My cross-dressing neighbor?

The mannequin was wearing a very fancy nightshirt and grinning out to sea; Lake Superior to be more exact. In my mind, I’ve made a scenario in which these shop owners were hoping to create a tableaux in which a wistful wife waits for her sailor husband to return from a long voyage. Unfortunately, they only had a male mannequin and a wig from some long-ago Halloween with which to make it happen.

When I see things like this, I imagine  the particular day someone set this up in the window. Think of the time involved. Get the wig, dress the dummy in the period-appropriate nightgown and then run down to the street to look up and see if it’s placed to your satisfaction. And then… wander off to watch TV or something, I guess. Judging from the dusty look and the faded nightshirt, this all happened in 1991 and has remained, frozen in time, since.

Baked Good Monsters

When we were in Grand Marais, we pulled up at a cafe at the same time as a pick-up truck. Two couples, probably in their 60s, jumped out and hustled in so they could get ahead of us. In their haste, one of them got left behind.

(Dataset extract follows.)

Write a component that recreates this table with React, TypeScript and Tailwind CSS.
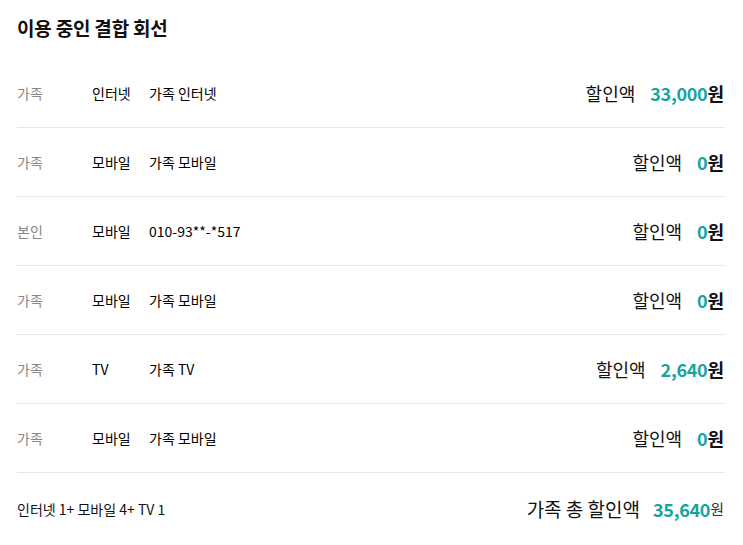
const rows = [
  { who: '가족', type: '인터넷', name: '가족 인터넷', amount: '33,000' },
  { who: '가족', type: '모바일', name: '가족 모바일', amount: '0' },
  { who: '본인', type: '모바일', name: '010-93**-*517', amount: '0' },
  { who: '가족', type: '모바일', name: '가족 모바일', amount: '0' },
  { who: '가족', type: 'TV', name: '가족 TV', amount: '2,640' },
  { who: '가족', type: '모바일', name: '가족 모바일', amount: '0' },
];

export default function App() {
  return (
    <div
      className="w-[743px] h-[545px] bg-white pl-[17px] pr-[18px] text-[#111]"
      style={{ fontFamily: '"Noto Sans CJK KR", "Noto Sans", sans-serif' }}
    >
      {/* Title */}
      <h2 className="h-[59px] pt-[16px] text-[19px] leading-[24px] font-bold tracking-[-0.2px]">
        이용 중인 결합 회선
      </h2>

      {/* Lines */}
      <ul>
        {rows.map((r, i) => (
          <li key={i} className="h-[69px] flex items-center border-b border-[#e6e6e6] text-[14px]">
            <span className="w-[75px] text-[#888]">{r.who}</span>
            <span className="w-[57px] text-black">{r.type}</span>
            <span className="flex-1 text-black">{r.name}</span>
            <span className="flex items-center pr-px">
              <span className="text-[18px] mr-[15px]">할인액</span>
              <span className="text-[18px] font-bold text-[#14a5a1] tracking-[-0.3px]">{r.amount}</span>
              <span className="text-[18px] font-bold">원</span>
            </span>
          </li>
        ))}
      </ul>

      {/* Total */}
      <div className="h-[72px] flex items-center justify-between">
        <span className="text-[14px]">인터넷 1+ 모바일 4+ TV 1</span>
        <span className="flex items-center pr-px">
          <span className="text-[19px] mr-[13px]">가족 총 할인액</span>
          <span className="text-[18px] font-bold text-[#14a5a1] tracking-[-0.3px]">35,640</span>
          <span className="text-[15px] text-[#333]">원</span>
        </span>
      </div>
    </div>
  );
}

The other three descended on the bakery case, pressing against it with their girth. It was 10:00 in the morning but there wasn’t much left in the way of baked goods. As they barked out possible orders to the Eastern European help the fourth member of their group straggled in and his wife yelled at him.

“What do you want? What do you want? What do you want?” she said. “Cherry Danish? Caramel roll? Doughnut?”

“Cherry Danish!” he said. “Caramel roll. Doughnut.”

The other couple chimed in, “Cherry Danish, caramel roll, doughnut, nut roll, muffin!” like a chant.

Cherry Danish, caramel roll, doughnut, nut roll, muffin. CherryDanishcaramelrolldoughnutnutrollmuffin.

It was like this:

 

Baked Goods Monsters eating baked goods in Grand Marais.

 

We were lucky to get out of there with the last two caramel rolls and our lives.